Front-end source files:
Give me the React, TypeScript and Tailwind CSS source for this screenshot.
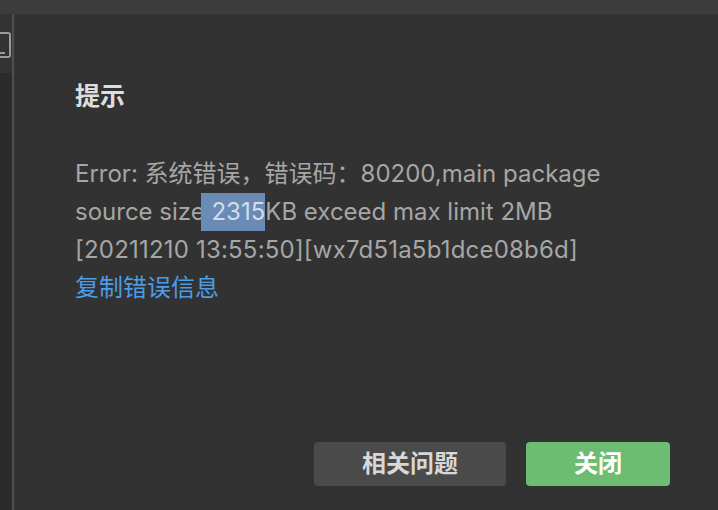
const font = {
  fontFamily: '"Inter", "Noto Sans CJK SC", sans-serif',
};

const SideBar = () => (
  <div className="flex w-[12px] flex-col">
    <div className="h-[59px] bg-[#333333] pt-[18px]">
      <div className="relative h-[26px] w-[11px] rounded-r-[3px] border-2 border-l-0 border-[#9a9a9a]">
        <div className="absolute bottom-[2px] left-0 h-[2px] w-[5px] bg-[#9a9a9a]" />
      </div>
    </div>
    <div className="flex-1 bg-[#2b2b2b]" />
  </div>
);

export default function App() {
  return (
    <div
      className="flex h-[510px] w-[718px] flex-col overflow-hidden bg-[#323232]"
      style={font}
    >
      <div className="h-[14px] bg-[#3c3c3c]" />
      <div className="flex flex-1">
        <SideBar />
        <div className="w-[2px] bg-[#4f4f4f]" />
        <div className="flex flex-1 flex-col pl-[61px] pr-[48px] pb-[24px]">
          <h2 className="mt-[66px] text-[25px] font-bold leading-[32px] text-[#dedede]">
            提示
          </h2>
          <div className="mt-[43px] whitespace-nowrap text-[24px] leading-[38px] text-[#a6a6a6]">
            <div>Error: 系统错误，错误码：80200,main package</div>
            <div>
              source size
              <span className="-ml-[4px] inline-block bg-[#6a8bb5] pl-[4px] text-[#d4dcea]">
                &nbsp;2315
              </span>
              KB exceed max limit 2MB
            </div>
            <div className="tracking-[0.2px]">[20211210 13:55:50][wx7d51a5b1dce08b6d]</div>
            <a href="#" className="text-[#4a9de6]">
              复制错误信息
            </a>
          </div>
          <div className="mt-auto flex justify-end gap-[20px]">
            <button className="h-[44px] w-[192px] rounded-[4px] bg-[#4a4a4a] text-[24px] font-semibold text-[#d8d8d8]">
              相关问题
            </button>
            <button className="h-[44px] w-[144px] rounded-[4px] bg-[#6cbd72] text-[24px] font-semibold text-white">
              关闭
            </button>
          </div>
        </div>
      </div>
    </div>
  );
}
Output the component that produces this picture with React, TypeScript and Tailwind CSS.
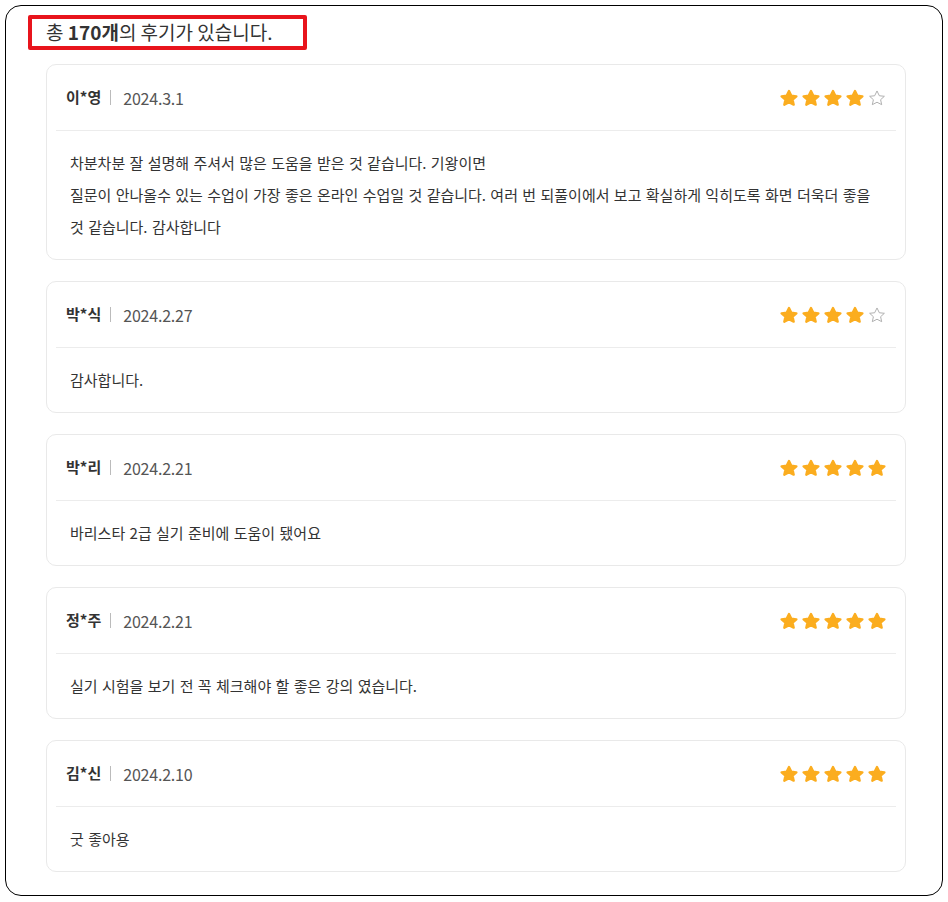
import React from 'react';

interface Review {
  name: string;
  date: string;
  rating: number;
  lines: string[];
}

const reviews: Review[] = [
  {
    name: '이*영',
    date: '2024.3.1',
    rating: 4,
    lines: [
      '차분차분 잘 설명해 주셔서 많은 도움을 받은 것 같습니다. 기왕이면',
      '질문이 안나올수 있는 수업이 가장 좋은 온라인 수업일 것 같습니다. 여러 번 되풀이에서 보고 확실하게 익히도록 화면 더욱더 좋을 것 같습니다. 감사합니다',
    ],
  },
  { name: '박*식', date: '2024.2.27', rating: 4, lines: ['감사합니다.'] },
  { name: '박*리', date: '2024.2.21', rating: 5, lines: ['바리스타 2급 실기 준비에 도움이 됐어요'] },
  { name: '정*주', date: '2024.2.21', rating: 5, lines: ['실기 시험을 보기 전 꼭 체크해야 할 좋은 강의 였습니다.'] },
  { name: '김*신', date: '2024.2.10', rating: 5, lines: ['굿 좋아용'] },
];

const STAR_POINTS = '10,2.2 12.6,7.5 18.2,8.1 14,11.9 15.2,17.4 10,14.7 4.8,17.4 6,11.9 1.8,8.1 7.4,7.5';

const Star: React.FC<{ filled: boolean }> = ({ filled }) => (
  <svg width="18" height="18" viewBox="0 0 20 20" className="block">
    {filled ? (
      <polygon points={STAR_POINTS} fill="#fbad1f" stroke="#fbad1f" strokeWidth="2.6" strokeLinejoin="round" />
    ) : (
      <polygon points={STAR_POINTS} fill="#fff" stroke="#a8a8a8" strokeWidth="1" strokeLinejoin="round" />
    )}
  </svg>
);

const ReviewCard: React.FC<{ review: Review }> = ({ review }) => (
  <div className="rounded-[10px] border border-[#e9e9e9] bg-white px-[9px]">
    <div className="flex h-[66px] items-center justify-between border-b border-[#ececec] px-[10px]">
      <div className="flex items-center">
        <span className="text-[15px] font-bold text-[#333]">{review.name}</span>
        <span className="ml-[9px] mr-[12px] h-[15px] w-px bg-[#bbb]" />
        <span className="text-[16px] tracking-[-0.2px] text-[#555]">{review.date}</span>
      </div>
      <div className="flex gap-[4px]">
        {[0, 1, 2, 3, 4].map((i) => (
          <Star key={i} filled={i < review.rating} />
        ))}
      </div>
    </div>
    <div className="px-[14px] py-4 text-[15px] leading-[32px] text-[#333] [word-spacing:1px]">
      {review.lines.map((line, i) => (
        <React.Fragment key={i}>
          {i > 0 && <br />}
          {line}
        </React.Fragment>
      ))}
    </div>
  </div>
);

export default function App() {
  return (
    <div
      className="h-[902px] w-[948px] bg-white p-[5px]"
      style={{ fontFamily: '"Noto Sans CJK KR", "Noto Sans", sans-serif' }}
    >
      <div className="h-[891px] w-[938px] rounded-[16px] border border-black">
        <div className="ml-[22px] mt-[9px] flex h-[35px] w-[279px] items-center rounded-[2px] border-4 border-[#e8141c] pl-[14px] text-[19px] text-[#333]">
          <span>
            총 <b className="font-bold">170개</b>의 후기가 있습니다.
          </span>
        </div>
        <div className="ml-[40px] mt-[14px] flex w-[860px] flex-col gap-[21px]">
          {reviews.map((r) => (
            <ReviewCard key={r.name + r.date} review={r} />
          ))}
        </div>
      </div>
    </div>
  );
}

_WORK TO DO_
Transcribe the whole listing exactly. Pictures are excluded.

_RESULT FOR THIS EXERCISE_
Give me the React, TypeScript and Tailwind CSS source for this screenshot.
const font = {
  fontFamily: '"Inter", "Noto Sans CJK SC", sans-serif',
};

const SideBar = () => (
  <div className="flex w-[12px] flex-col">
    <div className="h-[59px] bg-[#333333] pt-[18px]">
      <div className="relative h-[26px] w-[11px] rounded-r-[3px] border-2 border-l-0 border-[#9a9a9a]">
        <div className="absolute bottom-[2px] left-0 h-[2px] w-[5px] bg-[#9a9a9a]" />
      </div>
    </div>
    <div className="flex-1 bg-[#2b2b2b]" />
  </div>
);

export default function App() {
  return (
    <div
      className="flex h-[510px] w-[718px] flex-col overflow-hidden bg-[#323232]"
      style={font}
    >
      <div className="h-[14px] bg-[#3c3c3c]" />
      <div className="flex flex-1">
        <SideBar />
        <div className="w-[2px] bg-[#4f4f4f]" />
        <div className="flex flex-1 flex-col pl-[61px] pr-[48px] pb-[24px]">
          <h2 className="mt-[66px] text-[25px] font-bold leading-[32px] text-[#dedede]">
            提示
          </h2>
          <div className="mt-[43px] whitespace-nowrap text-[24px] leading-[38px] text-[#a6a6a6]">
            <div>Error: 系统错误，错误码：80200,main package</div>
            <div>
              source size
              <span className="-ml-[4px] inline-block bg-[#6a8bb5] pl-[4px] text-[#d4dcea]">
                &nbsp;2315
              </span>
              KB exceed max limit 2MB
            </div>
            <div className="tracking-[0.2px]">[20211210 13:55:50][wx7d51a5b1dce08b6d]</div>
            <a href="#" className="text-[#4a9de6]">
              复制错误信息
            </a>
          </div>
          <div className="mt-auto flex justify-end gap-[20px]">
            <button className="h-[44px] w-[192px] rounded-[4px] bg-[#4a4a4a] text-[24px] font-semibold text-[#d8d8d8]">
              相关问题
            </button>
            <button className="h-[44px] w-[144px] rounded-[4px] bg-[#6cbd72] text-[24px] font-semibold text-white">
              关闭
            </button>
          </div>
        </div>
      </div>
    </div>
  );
}
Output the component that produces this picture with React, TypeScript and Tailwind CSS.
import React from 'react';

interface Review {
  name: string;
  date: string;
  rating: number;
  lines: string[];
}

const reviews: Review[] = [
  {
    name: '이*영',
    date: '2024.3.1',
    rating: 4,
    lines: [
      '차분차분 잘 설명해 주셔서 많은 도움을 받은 것 같습니다. 기왕이면',
      '질문이 안나올수 있는 수업이 가장 좋은 온라인 수업일 것 같습니다. 여러 번 되풀이에서 보고 확실하게 익히도록 화면 더욱더 좋을 것 같습니다. 감사합니다',
    ],
  },
  { name: '박*식', date: '2024.2.27', rating: 4, lines: ['감사합니다.'] },
  { name: '박*리', date: '2024.2.21', rating: 5, lines: ['바리스타 2급 실기 준비에 도움이 됐어요'] },
  { name: '정*주', date: '2024.2.21', rating: 5, lines: ['실기 시험을 보기 전 꼭 체크해야 할 좋은 강의 였습니다.'] },
  { name: '김*신', date: '2024.2.10', rating: 5, lines: ['굿 좋아용'] },
];

const STAR_POINTS = '10,2.2 12.6,7.5 18.2,8.1 14,11.9 15.2,17.4 10,14.7 4.8,17.4 6,11.9 1.8,8.1 7.4,7.5';

const Star: React.FC<{ filled: boolean }> = ({ filled }) => (
  <svg width="18" height="18" viewBox="0 0 20 20" className="block">
    {filled ? (
      <polygon points={STAR_POINTS} fill="#fbad1f" stroke="#fbad1f" strokeWidth="2.6" strokeLinejoin="round" />
    ) : (
      <polygon points={STAR_POINTS} fill="#fff" stroke="#a8a8a8" strokeWidth="1" strokeLinejoin="round" />
    )}
  </svg>
);

const ReviewCard: React.FC<{ review: Review }> = ({ review }) => (
  <div className="rounded-[10px] border border-[#e9e9e9] bg-white px-[9px]">
    <div className="flex h-[66px] items-center justify-between border-b border-[#ececec] px-[10px]">
      <div className="flex items-center">
        <span className="text-[15px] font-bold text-[#333]">{review.name}</span>
        <span className="ml-[9px] mr-[12px] h-[15px] w-px bg-[#bbb]" />
        <span className="text-[16px] tracking-[-0.2px] text-[#555]">{review.date}</span>
      </div>
      <div className="flex gap-[4px]">
        {[0, 1, 2, 3, 4].map((i) => (
          <Star key={i} filled={i < review.rating} />
        ))}
      </div>
    </div>
    <div className="px-[14px] py-4 text-[15px] leading-[32px] text-[#333] [word-spacing:1px]">
      {review.lines.map((line, i) => (
        <React.Fragment key={i}>
          {i > 0 && <br />}
          {line}
        </React.Fragment>
      ))}
    </div>
  </div>
);

export default function App() {
  return (
    <div
      className="h-[902px] w-[948px] bg-white p-[5px]"
      style={{ fontFamily: '"Noto Sans CJK KR", "Noto Sans", sans-serif' }}
    >
      <div className="h-[891px] w-[938px] rounded-[16px] border border-black">
        <div className="ml-[22px] mt-[9px] flex h-[35px] w-[279px] items-center rounded-[2px] border-4 border-[#e8141c] pl-[14px] text-[19px] text-[#333]">
          <span>
            총 <b className="font-bold">170개</b>의 후기가 있습니다.
          </span>
        </div>
        <div className="ml-[40px] mt-[14px] flex w-[860px] flex-col gap-[21px]">
          {reviews.map((r) => (
            <ReviewCard key={r.name + r.date} review={r} />
          ))}
        </div>
      </div>
    </div>
  );
}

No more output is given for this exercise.